Media Release: NSW Recorded Crime Statistics: June 2014 quarterly report
NSW Recorded Crime Statistics: June 2014 quarterly report (pdf 916Kb)
Release date: Thursday 4 September, 2014
In the 24 months to June 2014, none of the major offence categories showed a significant upward trend across the state as a whole.
Seven of the major offences showed significant downward trends:
- robbery without a weapon (down 18.7%);
- break and enter dwelling (down 10.5%);
- break and enter non-dwelling (down 14.6%);
- motor vehicle theft (down 11.5%);
- steal from motor vehicle (down 5.2%);
- steal from person (down 14.7%); and
- malicious damage to property (down 11.6%).
The remaining 10 offences were stable.
Regional trends: Greater Sydney
Although there were no state-wide increases in the top 17 offence categories, increases in some offences were recorded in parts of Greater Sydney.
The most notable of these were: an 11.8 per cent increase in motor vehicle theft in Baulkham Hills and Hawkesbury; a 16.6 per cent increase in break and enter (non-dwelling) in Blacktown; and increases of 39.2 per cent, 14.3 per cent and 12.8 per cent in indecent assault, stealing from a retail store and stealing from a dwelling (respectively) in North Sydney and Hornsby.
Widespread reductions in crime occurred in two areas of Greater Sydney. The Central Coast and the City and Inner South both recorded significant decreases in crime in six out of the 17 major offence categories.
Regional trends: Outside Greater Sydney
In regional NSW, the overall pattern was much the same, with most areas showing stable or falling crime rates but some areas showing an increase in crime.

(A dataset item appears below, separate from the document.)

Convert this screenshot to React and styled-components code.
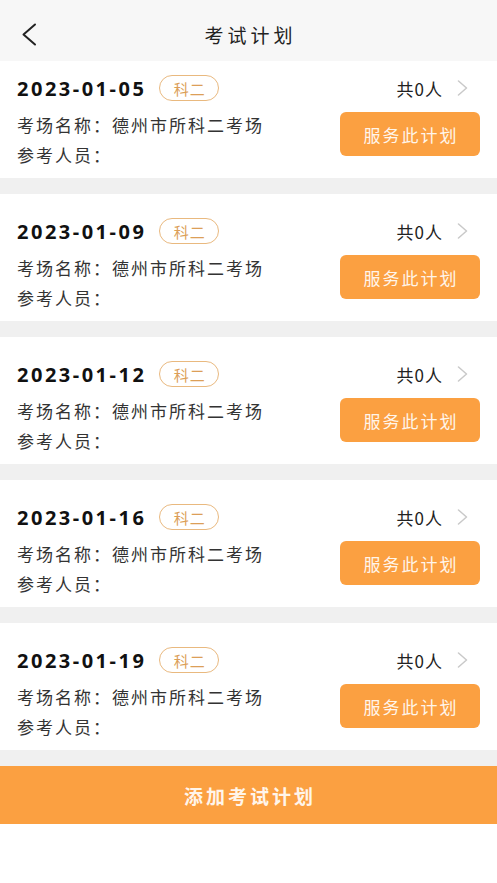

These included the Far West and Orana (sexual assault up 24.5%; steal from a retail store up 30.3%), the Mid North Coast (indecent assault up 20.5%), the Central West (steal from a motor vehicle up 26.6%) and Coffs Harbour-Grafton (steal from a dwelling up 27.8%). The Central West, Richmond Tweed and Southern Highlands and Shoalhaven also experienced increases in fraud.
Other changes of note
Over the two years to June 2014, the incidence of non-domestic assault on licensed premises declined by 27.4 per cent in the Kings Cross Local Area Command (LAC).

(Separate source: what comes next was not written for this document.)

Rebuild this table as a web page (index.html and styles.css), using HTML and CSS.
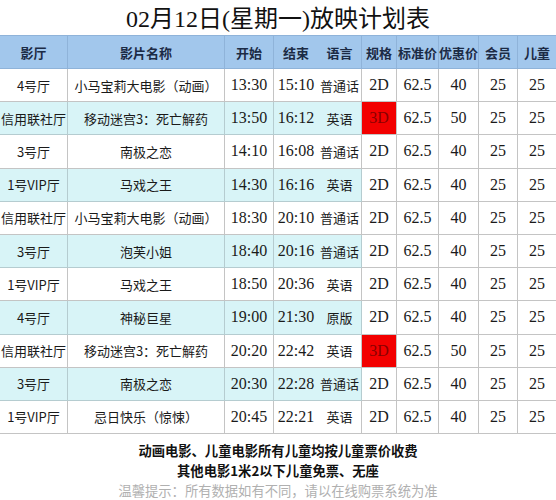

There was no significant change in the Kings Cross LAC in the number of assaults over this period occurring outdoors/in public places.

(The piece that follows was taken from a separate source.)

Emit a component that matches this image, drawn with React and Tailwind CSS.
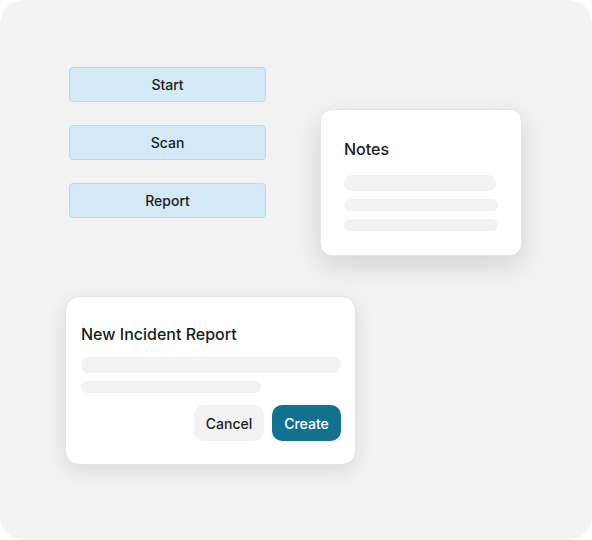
import React from "react";

const FONT = { fontFamily: "Inter, 'Noto Sans', sans-serif" };

const NavButton = ({ label }) => (
  <button className="w-[197px] h-[35px] rounded-[4px] border border-[#bcd6e6] bg-[#d3e9f6] text-[14px] font-medium text-[#1c1c1c] flex items-center justify-center">
    {label}
  </button>
);

// Grey placeholder line inside the cards
const Bar = ({ className }) => (
  <div className={`rounded-full bg-[#f2f2f2] ${className}`} />
);

export default function App() {
  return (
    <div className="w-[592px] h-[540px] bg-white" style={FONT}>
      <div className="relative w-full h-full rounded-[24px] bg-[#f2f2f2] overflow-hidden">
        {/* --- Left menu buttons --- */}
        <div className="absolute left-[69px] top-[67px] flex flex-col gap-[23px]">
          <NavButton label="Start" />
          <NavButton label="Scan" />
          <NavButton label="Report" />
        </div>

        {/* --- Notes card --- */}
        <div className="absolute left-[320px] top-[109px] w-[202px] h-[147px] rounded-[12px] border border-[#e4e4e4] bg-white shadow-[0_10px_28px_rgba(0,0,0,0.13)] pl-[23px] pr-[23px] pt-[27px]">
          <h3 className="text-[16px] leading-[24px] font-medium text-[#1c1c1c]">
            Notes
          </h3>
          <div className="mt-[14px] flex flex-col gap-[8px]">
            <Bar className="w-[152px] h-[16px]" />
            <Bar className="w-[154px] h-[12px]" />
            <Bar className="w-[154px] h-[12px]" />
          </div>
        </div>

        {/* --- New incident dialog --- */}
        <div className="absolute left-[65px] top-[296px] w-[291px] h-[169px] rounded-[14px] border border-[#e4e4e4] bg-white shadow-[0_6px_20px_rgba(0,0,0,0.10)] pl-[15px] pr-[14px] pt-[25px]">
          <h3 className="text-[16px] leading-[24px] font-medium text-[#1c1c1c]">
            New Incident Report
          </h3>
          <div className="mt-[11px] flex flex-col gap-[8px]">
            <Bar className="w-[260px] h-[16px]" />
            <Bar className="w-[180px] h-[12px]" />
          </div>
          <div className="mt-[12px] flex justify-end gap-[8px]">
            <button className="w-[70px] h-[36px] rounded-[10px] bg-[#f2f2f2] text-[14px] font-medium text-[#1c1c1c]">
              Cancel
            </button>
            <button className="w-[69px] h-[36px] rounded-[10px] bg-[#12718f] text-[14px] font-medium text-white">
              Create
            </button>
          </div>
        </div>
      </div>
    </div>
  );
}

There was no significant change over the two years to June 2014 in the incidence of non-domestic assault in the Sydney City LAC, either on licensed premises or outdoors/in public places.
Outside the top 17 offence categories, significant increases were recorded in the incidence of possession/use of amphetamines (up 16.1%), prohibited and regulated weapons offences (up 34.3%) and transport regulatory offences (up 22.3%).
Comments on the findings
The director of the Bureau, Dr Don Weatherburn, cautioned against interpreting the fall in assault in Kings Cross as evidence that the new restrictions on liquor licensing introduced in February this year are working.
"The incidence of assault always falls in the winter months and rises in the summer months. Almost all of the fall in assaults in Kings Cross LAC occurred before the introduction of restrictions on liquor licensing in Kings Cross and Sydney CBD."
"We won't have a clear picture of the effect of the new restrictions on assault until late this year or early next year.
Commenting on the other findings, Dr Weatherburn said that this was the first time in the Bureau's history that none of the top 17 offences had increased.
"Nevertheless, as far as sexual assault and assault are concerned, there is still a long way to go. These offences have not shown the substantial reductions that other categories of crime have shown."
"The growth in arrests for use and possession of amphetamines is also a matter of concern. The number of arrests for use/possession of amphetamine has grown by 124 per cent since January 2010. This is at a time when the Australian Crime Commission is reporting record seizures of this class of drug."